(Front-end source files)
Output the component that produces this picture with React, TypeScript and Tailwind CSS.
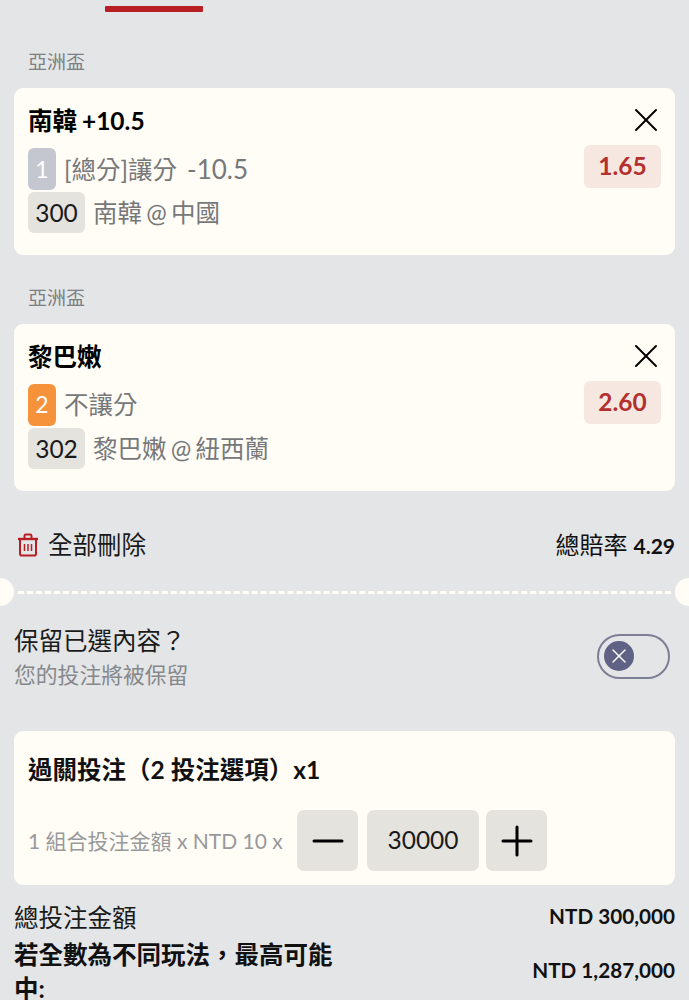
import { X, Plus, Minus } from "lucide-react"

const fontStack = "font-['Lato','Noto_Sans_CJK_TC','Noto_Sans',sans-serif]"

function TrashIcon() {
  return (
    <svg viewBox="0 0 22 24" className="w-[22px] h-[24px] text-[#b81f24]" fill="none" stroke="currentColor" strokeWidth="2">
      <path d="M1 6h20" strokeWidth="2.4" />
      <path d="M7.5 5.5V2.8c0-.7.6-1.3 1.3-1.3h4.4c.7 0 1.3.6 1.3 1.3v2.7" />
      <path d="M3 6.5v14.2c0 1 .8 1.8 1.8 1.8h12.4c1 0 1.8-.8 1.8-1.8V6.5" />
      <path d="M7.5 11v7M11 11v7M14.5 11v7" strokeWidth="1.5" />
    </svg>
  )
}

function Selection(props: {
  league: string
  title: string
  num: string
  numClass: string
  market: string
  marketNum?: string
  odds: string
  code: string
  teams: string
}) {
  return (
    <div>
      <div className="pl-[28px] h-[27px] text-[19px] leading-[27px] text-[#7d7f82]">{props.league}</div>
      <div className="mx-[14px] mt-[13px] h-[167px] rounded-[9px] bg-[#fffdf6] px-[14px] pt-[14px]">
        <div className="flex items-center justify-between h-[36px]">
          <div className="pt-[2px] text-[24.5px] leading-[36px] font-bold text-black [word-spacing:-1px]">{props.title}</div>
          <X className="w-[40px] h-[40px] -my-[2px] -mr-[5px] text-black" strokeWidth={1.2} />
        </div>
        <div className="flex items-start justify-between mt-[9px] h-[42px]">
          <div className="flex items-center">
            <div className={`w-[28px] h-[42px] rounded-[6px] flex items-center justify-center text-[23px] text-white ${props.numClass}`}>
              {props.num}
            </div>
            <div className="ml-[8px] pt-[1px] text-[24.5px] leading-[42px] text-[#77787a]">
              {props.market}
              {props.marketNum && <span className="ml-[10px] text-[26px]">{props.marketNum}</span>}
            </div>
          </div>
          <div className="w-[77px] h-[43px] -mt-[2px] rounded-[6px] bg-[#f6e7e1] flex items-center justify-center text-[24.5px] font-bold text-[#b3302e]">
            {props.odds}
          </div>
        </div>
        <div className="flex items-center mt-[3px]">
          <div className="w-[57px] h-[41px] pt-[1px] rounded-[6px] bg-[#e5e3de] flex items-center justify-center text-[24.5px] text-[#1a1a1a]">
            {props.code}
          </div>
          <div className="ml-[8px] pt-[1px] text-[24.5px] leading-[40px] text-[#77787a] [word-spacing:-2px]">{props.teams}</div>
        </div>
      </div>
    </div>
  )
}

export default function App() {
  return (
    <div className={`relative w-[689px] h-[1000px] overflow-hidden bg-[#e3e5e7] ${fontStack}`}>
      <div className="ml-[105px] mt-[6px] w-[98px] h-[6px] bg-[#b81f24] rounded-[1px]" />

      <div className="mt-[36px] flex flex-col gap-[29px]">
        <Selection
          league="亞洲盃"
          title="南韓 +10.5"
          num="1"
          numClass="bg-[#c4c6d0]"
          market="[總分]讓分"
          marketNum="-10.5"
          odds="1.65"
          code="300"
          teams="南韓 @ 中國"
        />
        <Selection
          league="亞洲盃"
          title="黎巴嫩"
          num="2"
          numClass="bg-[#f6933a]"
          market="不讓分"
          odds="2.60"
          code="302"
          teams="黎巴嫩 @ 紐西蘭"
        />
      </div>

      <div className="mt-[36px] mx-[14px] flex items-center justify-between h-[36px]">
        <div className="flex items-center pl-[3px]">
          <TrashIcon />
          <span className="ml-[9px] text-[24.5px] text-[#1a1a1a]">全部刪除</span>
        </div>
        <div className="flex items-baseline text-[#111]">
          <span className="text-[24px]">總賠率</span>
          <span className="ml-[6px] text-[21px] font-bold">4.29</span>
        </div>
      </div>

      {/* ticket tear line */}
      <div className="relative mt-[15px] h-[28px] flex items-center">
        <div className="absolute left-[-14px] top-0 w-[28px] h-[28px] rounded-full bg-[#fffdf6]" />
        <div className="absolute right-[-14px] top-0 w-[28px] h-[28px] rounded-full bg-[#fffdf6]" />
        <div className="mx-[18px] flex-1 border-t-[3px] border-dashed border-[#fffdf6]" />
      </div>

      <div className="mt-[18px] mx-[14px] flex items-center justify-between pr-[5px]">
        <div>
          <div className="text-[24.5px] leading-[34px] text-[#1a1a1a]">保留已選內容？</div>
          <div className="mt-[1px] text-[21.8px] leading-[32px] text-[#86888b]">您的投注將被保留</div>
        </div>
        <div className="w-[73px] h-[45px] rounded-full border-2 border-[#7d7f95] flex items-center pl-[5px] mt-[-3px]">
          <div className="w-[30px] h-[30px] rounded-full bg-[#5f6185] flex items-center justify-center">
            <X className="w-[24px] h-[24px] text-white" strokeWidth={1.4} />
          </div>
        </div>
      </div>

      <div className="mt-[40px] mx-[14px] h-[154px] rounded-[9px] bg-[#fffdf6] px-[14px] pt-[21px]">
        <div className="text-[24.5px] leading-[36px] font-bold text-[#111]">過關投注（2 投注選項）x1</div>
        <div className="flex items-center mt-[22px]">
          <div className="w-[269px] whitespace-nowrap text-[21px] text-[#98999b]">1 組合投注金額 x NTD 10 x</div>
          <div className="w-[61px] h-[61px] rounded-[7px] bg-[#e5e3de] flex items-center justify-center">
            <Minus className="w-[48px] h-[48px] text-black" strokeWidth={1.5} />
          </div>
          <div className="ml-[9px] w-[112px] h-[61px] rounded-[7px] bg-[#e5e3de] flex items-center justify-center text-[24.5px] text-[#1a1a1a]">
            30000
          </div>
          <div className="ml-[7px] w-[61px] h-[61px] rounded-[7px] bg-[#e5e3de] flex items-center justify-center">
            <Plus className="w-[48px] h-[48px] text-black" strokeWidth={1.5} />
          </div>
        </div>
      </div>

      <div className="mt-[15px] mx-[14px] flex items-center justify-between h-[36px]">
        <div className="text-[24.5px] text-[#1a1a1a]">總投注金額</div>
        <div className="text-[20.7px] font-bold text-[#111] mt-[-2px]">NTD 300,000</div>
      </div>
      <div className="mt-[2px] mx-[14px] flex items-center justify-between">
        <div className="w-[325px] text-[24.5px] leading-[34px] font-bold text-[#111]">若全數為不同玩法，最高可能中:</div>
        <div className="text-[20.7px] font-bold text-[#111] mt-[-3px]">NTD 1,287,000</div>
      </div>
    </div>
  )
}
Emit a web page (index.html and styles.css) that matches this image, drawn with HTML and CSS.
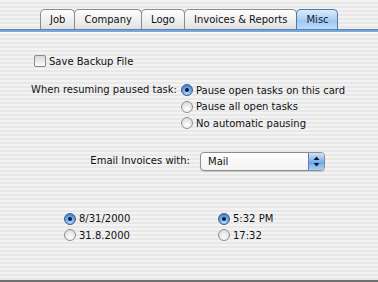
FILE: index.html
```html
<!DOCTYPE html>
<html lang="en">
<head>
    <meta charset="utf-8" />
    <title>Preferences - Misc</title>
    <link rel="stylesheet" href="styles.css">
</head>
<body>
<div class="window">
    <div class="tabs">
        <div class="tab">Job</div>
        <div class="tab">Company</div>
        <div class="tab">Logo</div>
        <div class="tab">Invoices &amp; Reports</div>
        <div class="tab selected">Misc</div>
    </div>
    <div class="tabline"></div>

    <div class="pane">
        <label class="check-row">
            <span class="checkbox"></span>
            <span>Save Backup File</span>
        </label>

        <div class="resume">
            <div class="label resume-label">When resuming paused task:</div>
            <div class="options">
                <div class="opt"><span class="radio on"></span>Pause open tasks on this card</div>
                <div class="opt"><span class="radio"></span>Pause all open tasks</div>
                <div class="opt"><span class="radio"></span>No automatic pausing</div>
            </div>
        </div>

        <div class="email">
            <div class="label email-label">Email Invoices with:</div>
            <div class="popup">
                <span class="popup-text">Mail</span>
                <span class="popup-arrows">
                    <svg width="7" height="11" viewBox="0 0 7 11">
                        <path d="M3.5 0.5 L6.5 4 L0.5 4 Z" fill="#0b1c3a"/>
                        <path d="M3.5 10.5 L6.5 7 L0.5 7 Z" fill="#0b1c3a"/>
                    </svg>
                </span>
            </div>
        </div>

        <div class="formats">
            <div class="options date">
                <div class="opt"><span class="radio on"></span>8/31/2000</div>
                <div class="opt"><span class="radio"></span>31.8.2000</div>
            </div>
            <div class="options time">
                <div class="opt"><span class="radio on"></span>5:32 PM</div>
                <div class="opt"><span class="radio"></span>17:32</div>
            </div>
        </div>
    </div>
</div>
</body>
</html>
```

FILE: styles.css
```css
html, body {
    margin: 0;
    height: 100%;
}
body {
    font-family: "DejaVu Sans", "Liberation Sans", sans-serif;
    font-size: 10px;
    color: #111;
    overflow: hidden;
}
.window {
    height: 280px;
    border-bottom: 2px solid #6f6f6f;
    background: repeating-linear-gradient(to bottom, #f3f3f3 0 2px, #e8e8e8 2px 4px);
    display: flex;
    flex-direction: column;
}

/* tabs */
.tabs {
    display: flex;
    padding: 9px 0 0 40px;
    height: 20px;
}
.tab {
    height: 19px;
    line-height: 20px;
    padding: 0 9px;
    margin-right: -1px;
    border: 1px solid #8c8c8c;
    border-bottom: none;
    border-radius: 5px 5px 0 0;
    background: linear-gradient(to bottom, #fdfdfd, #eeeeee 60%, #e0e0e0);
    color: #111;
}
.tab.selected {
    padding-right: 8px;
    border-color: #4f78a8;
    background: linear-gradient(to bottom, #d9ebfb, #acd0f2 50%, #9cc4ee 51%, #bcdcf8);
    color: #0b1c3a;
}
.tabline {
    height: 2px;
    background: #7aa6d8;
    border-top: 1px solid #5a82b4;
    border-bottom: 1px solid #fbfbfb;
}

/* content */
.pane {
    display: flex;
    flex-direction: column;
}
.check-row {
    display: flex;
    align-items: center;
    gap: 3px;
    margin: 21px 0 0 34px;
    height: 14px;
}
.checkbox {
    width: 10px;
    height: 10px;
    border: 1px solid #8a8a8a;
    border-radius: 2px;
    background: linear-gradient(to bottom, #d8d8d8, #fdfdfd);
}

.label {
    text-align: right;
    height: 16px;
    line-height: 16px;
}
.resume {
    display: flex;
    margin-top: 14px;
}
.resume-label {
    width: 181px;
    padding-right: 4px;
    box-sizing: border-box;
}
.options {
    display: flex;
    flex-direction: column;
}
.opt {
    display: flex;
    align-items: center;
    height: 16.5px;
    gap: 3px;
}
.radio {
    width: 10px;
    height: 10px;
    border: 1px solid #8f8f8f;
    border-radius: 50%;
    background: radial-gradient(circle at 50% 70%, #ffffff, #d2d2d2);
    display: flex;
    align-items: center;
    justify-content: center;
}
.radio.on {
    border-color: #3b5f93;
    background: radial-gradient(circle at 50% 75%, #b8dcff, #4c8fd8 70%, #2f66b0);
}
.radio.on::after {
    content: "";
    width: 4px;
    height: 4px;
    border-radius: 50%;
    background: #0d1a2c;
}

.email {
    display: flex;
    align-items: center;
    margin-top: 20px;
}
.email-label {
    width: 190px;
}
.popup {
    margin-left: 10px;
    width: 123px;
    height: 17px;
    border: 1px solid #8d8d8d;
    border-radius: 4px;
    background: linear-gradient(to bottom, #ffffff, #f2f2f2);
    display: flex;
    align-items: center;
    overflow: hidden;
    box-shadow: 0 1px 1px rgba(0,0,0,0.15);
}
.popup-text {
    flex: 1;
    padding-left: 7px;
}
.popup-arrows {
    width: 15px;
    height: 17px;
    border-left: 1px solid #5a82b4;
    background: linear-gradient(to bottom, #cfe4fa, #7fb0e8 50%, #6aa2e2 51%, #a9d0f6);
    display: flex;
    align-items: center;
    justify-content: center;
}

.formats {
    display: flex;
    margin-top: 40px;
}
.date {
    margin-left: 64px;
    width: 154px;
}
```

Written problem: Gather each line in these records that contains the string "with".

Task result:
Output the component that produces this picture with React, TypeScript and Tailwind CSS.
Emit a web page (index.html and styles.css) that matches this image, drawn with HTML and CSS.
            <div class="label email-label">Email Invoices with:</div>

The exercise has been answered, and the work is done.